Should we ship? is ultimately a business decision. Is it valuable to your business to put the latest features in the hands of users right now? The product manager (PM) represents the business interests on the team and should own this decision.




CI/CD customer stories

Logo It's easy enough to get a CI/CD pipeline set up and operational for one team or even a handful of teams. But in a large organization that requires compliance, governance, and coordination across hundreds of teams, putting good build pipelines in place takes some enterprise initiative. Learn how The Home Depot scaled CI/CD across the organization to get all the benefits of cloud native without sacrificing key enterprise requirements. Watch
Logo Implementing CI/CD can be a challenge. Add strict compliance requirements and the task is harder still. That didn’t stop Cerner. The healthcare solutions company uses Concourse to move code from development to production in an ISO 9001 environment. With Concourse, code goes from development to production much more quickly. Watch



Frequently Asked Questions

What are CI/CD best practices for building modern applications?

CI/CD brings agility and automation to modern application development. CI/CD speeds up the process of integrating and delivering code, helping to reduce the friction between development and operations teams and facilitating DevOps. A CI/CD pipeline is one of the most important software delivery assets for building, testing, and deploying modern applications.

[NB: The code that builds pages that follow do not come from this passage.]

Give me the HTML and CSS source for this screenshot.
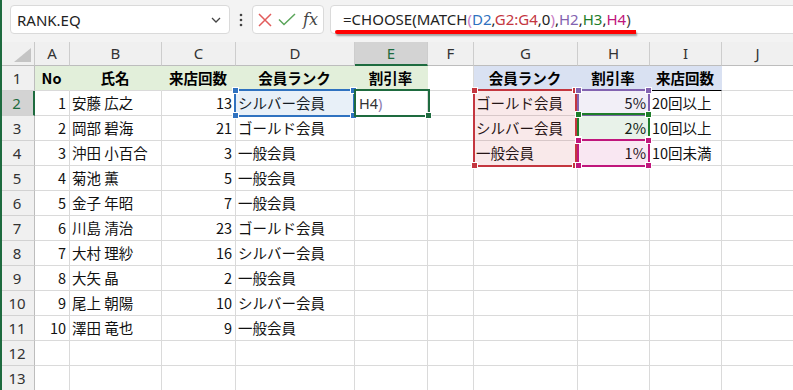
FILE: index.html
```html
<!DOCTYPE html>
<html lang="ja">
<head>
<meta charset="utf-8">
<title>RANK.EQ</title>
<link rel="stylesheet" href="styles.css">
</head>
<body>
<div class="app">
  <div class="edge"></div>
  <div class="toolbar">
    <div class="namebox">
      <span class="nb-text">RANK.EQ</span>
      <svg class="chev" width="10" height="6" viewBox="0 0 10 6"><polyline points="1,1 5,5 9,1" fill="none" stroke="#444" stroke-width="1.3"/></svg>
    </div>
    <div class="dots">
      <svg width="4" height="14" viewBox="0 0 4 14"><circle cx="2" cy="2" r="1.3" fill="#444"/><circle cx="2" cy="7" r="1.3" fill="#444"/><circle cx="2" cy="12" r="1.3" fill="#444"/></svg>
    </div>
    <div class="fxbox">
      <svg width="14" height="14" viewBox="0 0 14 14"><path d="M1 1 L13 13 M13 1 L1 13" stroke="#e25c5c" stroke-width="1.5" fill="none"/></svg>
      <svg width="18" height="13" viewBox="0 0 18 13"><polyline points="1,6.5 6,11.5 17,1" fill="none" stroke="#5aa55a" stroke-width="1.5"/></svg>
      <span class="fx">fx</span>
    </div>
    <div class="formula"><span class="k">=CHOOSE(MATCH</span><span class="pp">(</span><span class="c-d2">D2</span><span class="k">,</span><span class="c-g">G2:G4</span><span class="k">,0</span><span class="pp">)</span><span class="k">,</span><span class="c-h2">H2</span><span class="k">,</span><span class="c-h3">H3</span><span class="k">,</span><span class="c-h4">H4</span><span class="k2">)</span></div>
    <div class="underline"></div>
  </div>

  <div class="sheet">
    <div class="row colhead">
      <div class="corner"><svg width="17" height="14" viewBox="0 0 17 14"><polygon points="17,0 17,14 0,14" fill="#c4c4c4"/></svg></div>
      <div class="ch">A</div><div class="ch">B</div><div class="ch">C</div><div class="ch">D</div><div class="ch sel">E</div><div class="ch">F</div><div class="ch">G</div><div class="ch">H</div><div class="ch">I</div><div class="ch">J</div>
    </div>

    <div class="row">
      <div class="rh">1</div>
      <div class="c hg">No</div><div class="c hg">氏名</div><div class="c hg">来店回数</div><div class="c hg">会員ランク</div><div class="c hg">割引率</div>
      <div class="c"></div>
      <div class="c hb">会員ランク</div><div class="c hb">割引率</div><div class="c hb bb">来店回数</div>
      <div class="c"></div>
    </div>

    <div class="row">
      <div class="rh sel">2</div>
      <div class="c r">1</div><div class="c">安藤 広之</div><div class="c r">13</div><div class="c">シルバー会員</div><div class="c edit"><span class="et">H4</span><span class="ep">)</span></div>
      <div class="c"></div>
      <div class="c">ゴールド会員</div><div class="c r">5%</div><div class="c">20回以上</div>
      <div class="c"></div>
    </div>

    <div class="row">
      <div class="rh">3</div>
      <div class="c r">2</div><div class="c">岡部 碧海</div><div class="c r">21</div><div class="c">ゴールド会員</div><div class="c"></div>
      <div class="c"></div>
      <div class="c">シルバー会員</div><div class="c r">2%</div><div class="c">10回以上</div>
      <div class="c"></div>
    </div>

    <div class="row">
      <div class="rh">4</div>
      <div class="c r">3</div><div class="c">沖田 小百合</div><div class="c r">3</div><div class="c">一般会員</div><div class="c"></div>
      <div class="c"></div>
      <div class="c">一般会員</div><div class="c r">1%</div><div class="c">10回未満</div>
      <div class="c"></div>
    </div>

    <div class="row">
      <div class="rh">5</div>
      <div class="c r">4</div><div class="c">菊池 薫</div><div class="c r">5</div><div class="c">一般会員</div><div class="c"></div>
      <div class="c"></div><div class="c"></div><div class="c"></div><div class="c"></div><div class="c"></div>
    </div>

    <div class="row">
      <div class="rh">6</div>
      <div class="c r">5</div><div class="c">金子 年昭</div><div class="c r">7</div><div class="c">一般会員</div><div class="c"></div>
      <div class="c"></div><div class="c"></div><div class="c"></div><div class="c"></div><div class="c"></div>
    </div>

    <div class="row">
      <div class="rh">7</div>
      <div class="c r">6</div><div class="c">川島 清治</div><div class="c r">23</div><div class="c">ゴールド会員</div><div class="c"></div>
      <div class="c"></div><div class="c"></div><div class="c"></div><div class="c"></div><div class="c"></div>
    </div>

    <div class="row">
      <div class="rh">8</div>
      <div class="c r">7</div><div class="c">大村 理紗</div><div class="c r">16</div><div class="c">シルバー会員</div><div class="c"></div>
      <div class="c"></div><div class="c"></div><div class="c"></div><div class="c"></div><div class="c"></div>
    </div>

    <div class="row">
      <div class="rh">9</div>
      <div class="c r">8</div><div class="c">大矢 晶</div><div class="c r">2</div><div class="c">一般会員</div><div class="c"></div>
      <div class="c"></div><div class="c"></div><div class="c"></div><div class="c"></div><div class="c"></div>
    </div>

    <div class="row">
      <div class="rh">10</div>
      <div class="c r">9</div><div class="c">尾上 朝陽</div><div class="c r">10</div><div class="c">シルバー会員</div><div class="c"></div>
      <div class="c"></div><div class="c"></div><div class="c"></div><div class="c"></div><div class="c"></div>
    </div>

    <div class="row">
      <div class="rh">11</div>
      <div class="c r">10</div><div class="c">澤田 竜也</div><div class="c r">9</div><div class="c">一般会員</div><div class="c"></div>
      <div class="c"></div><div class="c"></div><div class="c"></div><div class="c"></div><div class="c"></div>
    </div>

    <div class="row">
      <div class="rh">12</div>
      <div class="c"></div><div class="c"></div><div class="c"></div><div class="c"></div><div class="c"></div>
      <div class="c"></div><div class="c"></div><div class="c"></div><div class="c"></div><div class="c"></div>
    </div>

    <div class="row">
      <div class="rh">13</div>
      <div class="c"></div><div class="c"></div><div class="c"></div><div class="c"></div><div class="c"></div>
      <div class="c"></div><div class="c"></div><div class="c"></div><div class="c"></div><div class="c"></div>
    </div>

    <!-- range highlights (overlays) -->
    <div class="rng rng-d2"><i class="hd tl"></i><i class="hd tr"></i><i class="hd bl"></i><i class="hd br"></i></div>
    <div class="rng rng-g"><i class="hd tl"></i><i class="hd tr"></i><i class="hd bl"></i><i class="hd br"></i></div>
    <div class="rng rng-h2"><i class="hd tl"></i><i class="hd tr"></i><i class="hd bl"></i><i class="hd br"></i></div>
    <div class="rng rng-h3"><i class="hd tl"></i><i class="hd tr"></i><i class="hd bl"></i><i class="hd br"></i></div>
    <div class="rng rng-h4"><i class="hd tl"></i><i class="hd tr"></i><i class="hd bl"></i><i class="hd br"></i></div>
    <div class="active"><i class="hd br"></i></div>
  </div>
</div>
</body>
</html>
```

FILE: styles.css
```css
* { box-sizing: border-box; }

html, body {
  margin: 0;
  padding: 0;
  background: #ffffff;
}

.app {
  position: relative;
  width: 793px;
  height: 390px;
  overflow: hidden;
  background: #ffffff;
  --cols: 35px 35px 92px 74px 119px 73px 46px 104px 72px 72px 72px;
  --grid: #dadada;
}

.edge {
  position: absolute;
  left: 0;
  top: 0;
  bottom: 0;
  width: 2px;
  background: #1e6b3f;
  z-index: 10;
}

/* ---------- toolbar ---------- */
.toolbar {
  position: relative;
  height: 42px;
  background: #f3f3f3;
  display: flex;
  align-items: flex-start;
  padding: 5px 0 0 10px;
  font-family: "Noto Sans", "Open Sans", sans-serif;
  color: #222;
}

.namebox {
  flex: none;
  width: 220px;
  height: 29px;
  background: #fff;
  border: 1px solid #dadada;
  border-radius: 4px;
  display: flex;
  align-items: center;
  justify-content: space-between;
  padding: 0 6px 0 6px;
}

.nb-text {
  font-size: 15px;
  letter-spacing: 0;
  color: #222;
}

.chev { margin-right: 2px; }

.dots {
  flex: none;
  width: 22px;
  height: 29px;
  display: flex;
  align-items: center;
  justify-content: center;
}

.fxbox {
  flex: none;
  width: 72px;
  height: 29px;
  background: #fff;
  border: 1px solid #dadada;
  border-radius: 4px;
  display: flex;
  align-items: center;
  gap: 6px;
  padding-left: 5px;
  margin-right: 6px;
}

.fx {
  font-family: "DejaVu Serif", "Liberation Serif", serif;
  font-style: italic;
  font-size: 16px;
  color: #444;
  margin-left: 1px;
}

.formula {
  flex: none;
  width: 500px;
  height: 29px;
  background: #fff;
  border: 1px solid #dadada;
  border-radius: 4px 0 0 4px;
  padding-left: 12px;
  font-size: 15px;
  line-height: 27px;
  white-space: nowrap;
}

.formula .k { color: #222; }
.formula .k2 { color: #444; }
.formula .pp { color: #c97cc4; }
.c-d2 { color: #2f72c0; }
.c-g { color: #c4363f; }
.c-h2 { color: #8363b0; }
.c-h3 { color: #1e7d2a; }
.c-h4 { color: #c0167c; }

.underline {
  position: absolute;
  left: 335px;
  top: 30px;
  width: 301px;
  height: 4px;
  background: #ff0000;
  border-radius: 2px 0 0 2px;
  box-shadow: 1px 2px 2px rgba(0, 0, 0, 0.35);
}

/* ---------- sheet ---------- */
.sheet {
  position: relative;
  font-family: "Noto Sans CJK JP", "Noto Sans", sans-serif;
  font-size: 14.5px;
  color: #111;
}

.row {
  display: grid;
  grid-template-columns: var(--cols);
  height: 25px;
}

.colhead {
  height: 24px;
  background: #f0f0f0;
}

.corner {
  border-right: 1px solid #c9c9c9;
  border-bottom: 1px solid #bdbdbd;
  display: flex;
  align-items: flex-end;
  justify-content: flex-end;
  padding: 0 3px 3px 0;
}

.ch {
  font-family: "Noto Sans", sans-serif;
  font-size: 15px;
  color: #333;
  text-align: center;
  line-height: 22px;
  border-right: 1px solid #cdcdcd;
  border-bottom: 1px solid #bdbdbd;
}

.ch.sel {
  background: #d3d3d3;
  color: #1e6b3f;
  border-bottom: 2px solid #1e6b3f;
}

.rh {
  font-family: "Noto Sans", sans-serif;
  font-size: 15px;
  color: #333;
  background: #f0f0f0;
  text-align: center;
  line-height: 24px;
  border-right: 1px solid #bdbdbd;
  border-bottom: 1px solid #d2d2d2;
}

.rh.sel {
  background: #d3d3d3;
  color: #1e6b3f;
  border-right: 2px solid #1e6b3f;
}

.c {
  border-right: 1px solid var(--grid);
  border-bottom: 1px solid var(--grid);
  line-height: 24px;
  padding: 0 3px 0 2px;
  white-space: nowrap;
  overflow: visible;
}

.c.r { text-align: right; }

.c.hg {
  background: #e2efda;
  border-right-color: transparent;
  font-weight: bold;
  text-align: center;
  color: #000;
}

.c.hb {
  background: #d9e1f2;
  border-right-color: transparent;
  font-weight: bold;
  text-align: center;
  color: #000;
}

.c.bb { border-bottom-color: #000; }

.c.edit { padding-left: 4px; }
.et { color: #333; font-family: "Noto Sans", sans-serif; }
.ep { color: #8a7bb0; font-family: "Noto Sans", sans-serif; }

/* ---------- range highlight overlays ---------- */
.rng, .active {
  position: absolute;
  border: 2px solid;
  pointer-events: none;
}

.rng-d2 {
  left: 234px; top: 47px; width: 121px; height: 28px;
  border-color: #2f72c0;
  background: rgba(47, 114, 192, 0.11);
}
.rng-d2 .hd { background: #2f72c0; }

.rng-g {
  left: 473px; top: 47px; width: 104px; height: 78px;
  border-color: #c4363f;
  background: rgba(196, 54, 63, 0.11);
}
.rng-g .hd { background: #c4363f; }

.rng-h2 {
  left: 577px; top: 47px; width: 73px; height: 27px;
  border-color: #8363b0;
  background: rgba(131, 99, 176, 0.10);
}
.rng-h2 .hd { background: #8363b0; }

.rng-h3 {
  left: 577px; top: 71px; width: 73px; height: 28px;
  border-color: #1e7d2a;
  background: rgba(30, 125, 42, 0.10);
}
.rng-h3 .hd { background: #1e7d2a; }

.rng-h4 {
  left: 577px; top: 97px; width: 73px; height: 28px;
  border-color: #c0167c;
  background: rgba(192, 22, 124, 0.10);
}
.rng-h4 .hd { background: #c0167c; }

.active {
  left: 354px; top: 47px; width: 76px; height: 28px;
  border-color: #1e6b3f;
}
.active .hd { background: #1e6b3f; }

.hd {
  position: absolute;
  width: 5px;
  height: 5px;
  box-shadow: 0 0 0 1px #ffffff;
}
.hd.tl { left: -3px; top: -3px; }
.hd.tr { right: -3px; top: -3px; }
.hd.bl { left: -3px; bottom: -3px; }
.hd.br { right: -3px; bottom: -3px; }
```
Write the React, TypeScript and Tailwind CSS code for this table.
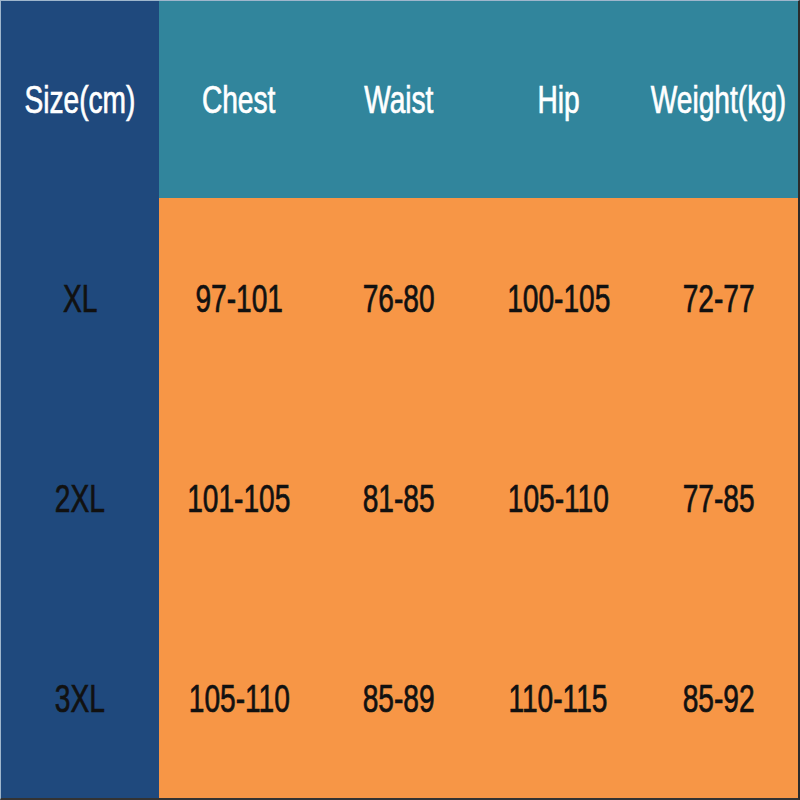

What is the difference between CI/CD and DevOps?

CI/CD and DevOps both work together to achieve the same goal in software development. The main difference between these terms is the implementation of automation. CI/CD is a set of processes based upon continuous feedback and DevOps is a set of development practices that combines the integration of software development and IT operations with automation that has specific practices to be applied.

What is the CI/CD process?

The CI/CD process begins with continuous integration, which is an automation process for developers. Next, continuous delivery is the process of delivering applications created in the CI process to a production-like environment where they are put through additional automated tests to ensure each application functions as expected when pushed to production environments and put in the hands of real users. Finally, an optional, subsequent step is continuous deployment in which code is automatically deployed to production after going through the CI/CD process.

What are the benefits of CI/CD?

There are numerous benefits of CI/CD, including deploying software on-demand based on business requirements, reducing the risk of software not functioning properly in production, making rapid iteration a reality, and recovering more quickly when failures occur.